Directions for this task => Leave out the pictures, then reproduce the rest of the material exactly.

'''

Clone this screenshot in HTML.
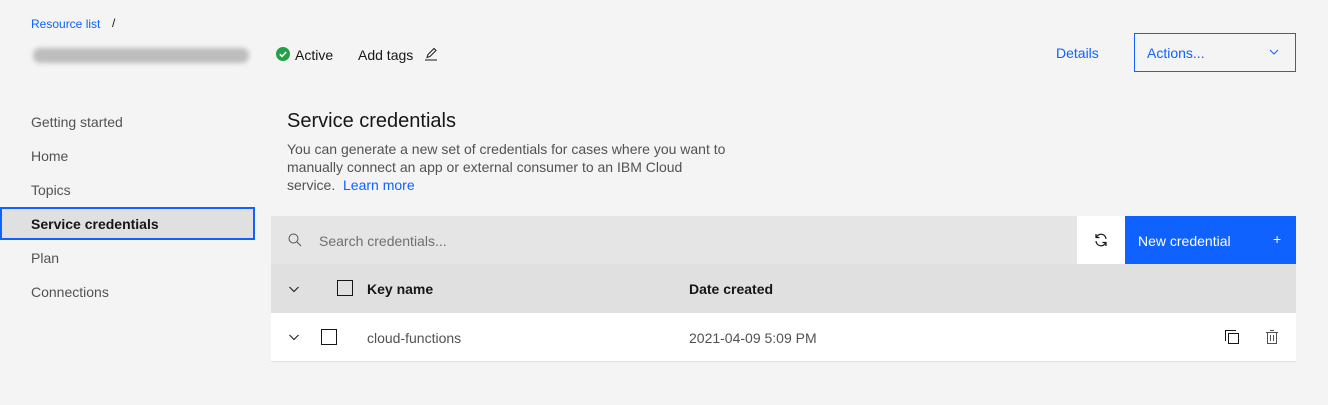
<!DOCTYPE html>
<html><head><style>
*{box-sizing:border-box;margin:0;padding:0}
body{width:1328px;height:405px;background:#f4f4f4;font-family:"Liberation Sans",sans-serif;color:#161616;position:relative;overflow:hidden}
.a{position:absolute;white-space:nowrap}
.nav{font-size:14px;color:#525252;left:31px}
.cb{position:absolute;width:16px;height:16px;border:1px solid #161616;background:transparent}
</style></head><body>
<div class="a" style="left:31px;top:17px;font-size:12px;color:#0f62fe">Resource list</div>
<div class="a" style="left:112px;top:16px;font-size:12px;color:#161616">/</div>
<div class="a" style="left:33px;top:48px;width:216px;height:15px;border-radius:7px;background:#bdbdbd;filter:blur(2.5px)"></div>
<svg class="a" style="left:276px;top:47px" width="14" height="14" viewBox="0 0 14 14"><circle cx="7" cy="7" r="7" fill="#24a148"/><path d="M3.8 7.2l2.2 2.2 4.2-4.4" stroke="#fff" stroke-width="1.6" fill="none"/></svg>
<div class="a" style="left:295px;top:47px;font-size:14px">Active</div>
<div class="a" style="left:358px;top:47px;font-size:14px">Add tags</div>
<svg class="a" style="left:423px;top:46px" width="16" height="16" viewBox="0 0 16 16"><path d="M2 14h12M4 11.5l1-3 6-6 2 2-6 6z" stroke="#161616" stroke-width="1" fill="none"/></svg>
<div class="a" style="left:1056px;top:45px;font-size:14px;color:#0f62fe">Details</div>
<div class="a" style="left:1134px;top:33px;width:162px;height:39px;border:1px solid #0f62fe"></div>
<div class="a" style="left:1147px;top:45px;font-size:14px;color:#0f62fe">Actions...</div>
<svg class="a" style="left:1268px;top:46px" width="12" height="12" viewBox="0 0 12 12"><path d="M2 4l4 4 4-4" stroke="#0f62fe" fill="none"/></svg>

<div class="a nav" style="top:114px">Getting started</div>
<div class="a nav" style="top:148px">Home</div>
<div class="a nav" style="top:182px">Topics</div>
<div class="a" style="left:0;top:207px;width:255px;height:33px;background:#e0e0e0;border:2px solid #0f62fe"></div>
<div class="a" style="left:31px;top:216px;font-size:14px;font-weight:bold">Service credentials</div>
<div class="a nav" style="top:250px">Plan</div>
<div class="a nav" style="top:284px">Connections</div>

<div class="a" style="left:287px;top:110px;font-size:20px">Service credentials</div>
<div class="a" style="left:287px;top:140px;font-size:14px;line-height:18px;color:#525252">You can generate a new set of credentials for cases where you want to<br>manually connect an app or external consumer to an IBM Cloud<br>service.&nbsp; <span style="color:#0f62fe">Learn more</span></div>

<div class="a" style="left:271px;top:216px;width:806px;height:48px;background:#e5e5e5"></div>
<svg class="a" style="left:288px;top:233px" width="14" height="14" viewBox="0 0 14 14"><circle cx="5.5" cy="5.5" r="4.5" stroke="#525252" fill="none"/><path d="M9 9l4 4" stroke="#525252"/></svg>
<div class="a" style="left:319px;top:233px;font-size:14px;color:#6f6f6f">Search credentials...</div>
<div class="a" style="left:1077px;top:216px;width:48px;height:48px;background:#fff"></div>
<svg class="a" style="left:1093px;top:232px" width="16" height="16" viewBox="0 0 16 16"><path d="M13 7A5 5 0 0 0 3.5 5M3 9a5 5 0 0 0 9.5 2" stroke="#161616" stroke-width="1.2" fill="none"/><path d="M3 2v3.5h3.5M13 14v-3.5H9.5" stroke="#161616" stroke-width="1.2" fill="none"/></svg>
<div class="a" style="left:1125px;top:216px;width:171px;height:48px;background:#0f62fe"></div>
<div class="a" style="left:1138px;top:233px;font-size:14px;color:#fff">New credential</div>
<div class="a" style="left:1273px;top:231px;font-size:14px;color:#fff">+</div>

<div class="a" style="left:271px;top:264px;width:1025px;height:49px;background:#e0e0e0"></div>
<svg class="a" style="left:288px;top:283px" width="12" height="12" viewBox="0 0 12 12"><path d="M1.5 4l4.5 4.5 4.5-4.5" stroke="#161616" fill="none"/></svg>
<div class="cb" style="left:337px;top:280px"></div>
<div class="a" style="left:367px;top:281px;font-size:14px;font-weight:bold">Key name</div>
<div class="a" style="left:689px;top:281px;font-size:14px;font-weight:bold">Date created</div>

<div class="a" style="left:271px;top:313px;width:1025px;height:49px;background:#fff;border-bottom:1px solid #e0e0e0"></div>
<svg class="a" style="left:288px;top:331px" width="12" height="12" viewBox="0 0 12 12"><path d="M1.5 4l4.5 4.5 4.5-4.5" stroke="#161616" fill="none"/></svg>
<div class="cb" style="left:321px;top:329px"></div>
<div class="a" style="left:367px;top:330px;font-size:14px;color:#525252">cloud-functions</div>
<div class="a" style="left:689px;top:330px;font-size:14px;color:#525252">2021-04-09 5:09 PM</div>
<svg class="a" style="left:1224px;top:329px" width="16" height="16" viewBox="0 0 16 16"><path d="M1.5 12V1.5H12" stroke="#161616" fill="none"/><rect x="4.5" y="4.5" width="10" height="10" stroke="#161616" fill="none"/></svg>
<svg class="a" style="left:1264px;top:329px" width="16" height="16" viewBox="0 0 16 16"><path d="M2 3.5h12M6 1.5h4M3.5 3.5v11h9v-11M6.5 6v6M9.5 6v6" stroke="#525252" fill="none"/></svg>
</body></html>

'''

Written answer =>
Clone this screenshot in HTML.
<!DOCTYPE html>
<html><head><style>
*{box-sizing:border-box;margin:0;padding:0}
body{width:1328px;height:405px;background:#f4f4f4;font-family:"Liberation Sans",sans-serif;color:#161616;position:relative;overflow:hidden}
.a{position:absolute;white-space:nowrap}
.nav{font-size:14px;color:#525252;left:31px}
.cb{position:absolute;width:16px;height:16px;border:1px solid #161616;background:transparent}
</style></head><body>
<div class="a" style="left:31px;top:17px;font-size:12px;color:#0f62fe">Resource list</div>
<div class="a" style="left:112px;top:16px;font-size:12px;color:#161616">/</div>
<div class="a" style="left:33px;top:48px;width:216px;height:15px;border-radius:7px;background:#bdbdbd;filter:blur(2.5px)"></div>
<svg class="a" style="left:276px;top:47px" width="14" height="14" viewBox="0 0 14 14"><circle cx="7" cy="7" r="7" fill="#24a148"/><path d="M3.8 7.2l2.2 2.2 4.2-4.4" stroke="#fff" stroke-width="1.6" fill="none"/></svg>
<div class="a" style="left:295px;top:47px;font-size:14px">Active</div>
<div class="a" style="left:358px;top:47px;font-size:14px">Add tags</div>
<svg class="a" style="left:423px;top:46px" width="16" height="16" viewBox="0 0 16 16"><path d="M2 14h12M4 11.5l1-3 6-6 2 2-6 6z" stroke="#161616" stroke-width="1" fill="none"/></svg>
<div class="a" style="left:1056px;top:45px;font-size:14px;color:#0f62fe">Details</div>
<div class="a" style="left:1134px;top:33px;width:162px;height:39px;border:1px solid #0f62fe"></div>
<div class="a" style="left:1147px;top:45px;font-size:14px;color:#0f62fe">Actions...</div>
<svg class="a" style="left:1268px;top:46px" width="12" height="12" viewBox="0 0 12 12"><path d="M2 4l4 4 4-4" stroke="#0f62fe" fill="none"/></svg>

<div class="a nav" style="top:114px">Getting started</div>
<div class="a nav" style="top:148px">Home</div>
<div class="a nav" style="top:182px">Topics</div>
<div class="a" style="left:0;top:207px;width:255px;height:33px;background:#e0e0e0;border:2px solid #0f62fe"></div>
<div class="a" style="left:31px;top:216px;font-size:14px;font-weight:bold">Service credentials</div>
<div class="a nav" style="top:250px">Plan</div>
<div class="a nav" style="top:284px">Connections</div>

<div class="a" style="left:287px;top:110px;font-size:20px">Service credentials</div>
<div class="a" style="left:287px;top:140px;font-size:14px;line-height:18px;color:#525252">You can generate a new set of credentials for cases where you want to<br>manually connect an app or external consumer to an IBM Cloud<br>service.&nbsp; <span style="color:#0f62fe">Learn more</span></div>

<div class="a" style="left:271px;top:216px;width:806px;height:48px;background:#e5e5e5"></div>
<svg class="a" style="left:288px;top:233px" width="14" height="14" viewBox="0 0 14 14"><circle cx="5.5" cy="5.5" r="4.5" stroke="#525252" fill="none"/><path d="M9 9l4 4" stroke="#525252"/></svg>
<div class="a" style="left:319px;top:233px;font-size:14px;color:#6f6f6f">Search credentials...</div>
<div class="a" style="left:1077px;top:216px;width:48px;height:48px;background:#fff"></div>
<svg class="a" style="left:1093px;top:232px" width="16" height="16" viewBox="0 0 16 16"><path d="M13 7A5 5 0 0 0 3.5 5M3 9a5 5 0 0 0 9.5 2" stroke="#161616" stroke-width="1.2" fill="none"/><path d="M3 2v3.5h3.5M13 14v-3.5H9.5" stroke="#161616" stroke-width="1.2" fill="none"/></svg>
<div class="a" style="left:1125px;top:216px;width:171px;height:48px;background:#0f62fe"></div>
<div class="a" style="left:1138px;top:233px;font-size:14px;color:#fff">New credential</div>
<div class="a" style="left:1273px;top:231px;font-size:14px;color:#fff">+</div>

<div class="a" style="left:271px;top:264px;width:1025px;height:49px;background:#e0e0e0"></div>
<svg class="a" style="left:288px;top:283px" width="12" height="12" viewBox="0 0 12 12"><path d="M1.5 4l4.5 4.5 4.5-4.5" stroke="#161616" fill="none"/></svg>
<div class="cb" style="left:337px;top:280px"></div>
<div class="a" style="left:367px;top:281px;font-size:14px;font-weight:bold">Key name</div>
<div class="a" style="left:689px;top:281px;font-size:14px;font-weight:bold">Date created</div>

<div class="a" style="left:271px;top:313px;width:1025px;height:49px;background:#fff;border-bottom:1px solid #e0e0e0"></div>
<svg class="a" style="left:288px;top:331px" width="12" height="12" viewBox="0 0 12 12"><path d="M1.5 4l4.5 4.5 4.5-4.5" stroke="#161616" fill="none"/></svg>
<div class="cb" style="left:321px;top:329px"></div>
<div class="a" style="left:367px;top:330px;font-size:14px;color:#525252">cloud-functions</div>
<div class="a" style="left:689px;top:330px;font-size:14px;color:#525252">2021-04-09 5:09 PM</div>
<svg class="a" style="left:1224px;top:329px" width="16" height="16" viewBox="0 0 16 16"><path d="M1.5 12V1.5H12" stroke="#161616" fill="none"/><rect x="4.5" y="4.5" width="10" height="10" stroke="#161616" fill="none"/></svg>
<svg class="a" style="left:1264px;top:329px" width="16" height="16" viewBox="0 0 16 16"><path d="M2 3.5h12M6 1.5h4M3.5 3.5v11h9v-11M6.5 6v6M9.5 6v6" stroke="#525252" fill="none"/></svg>
</body></html>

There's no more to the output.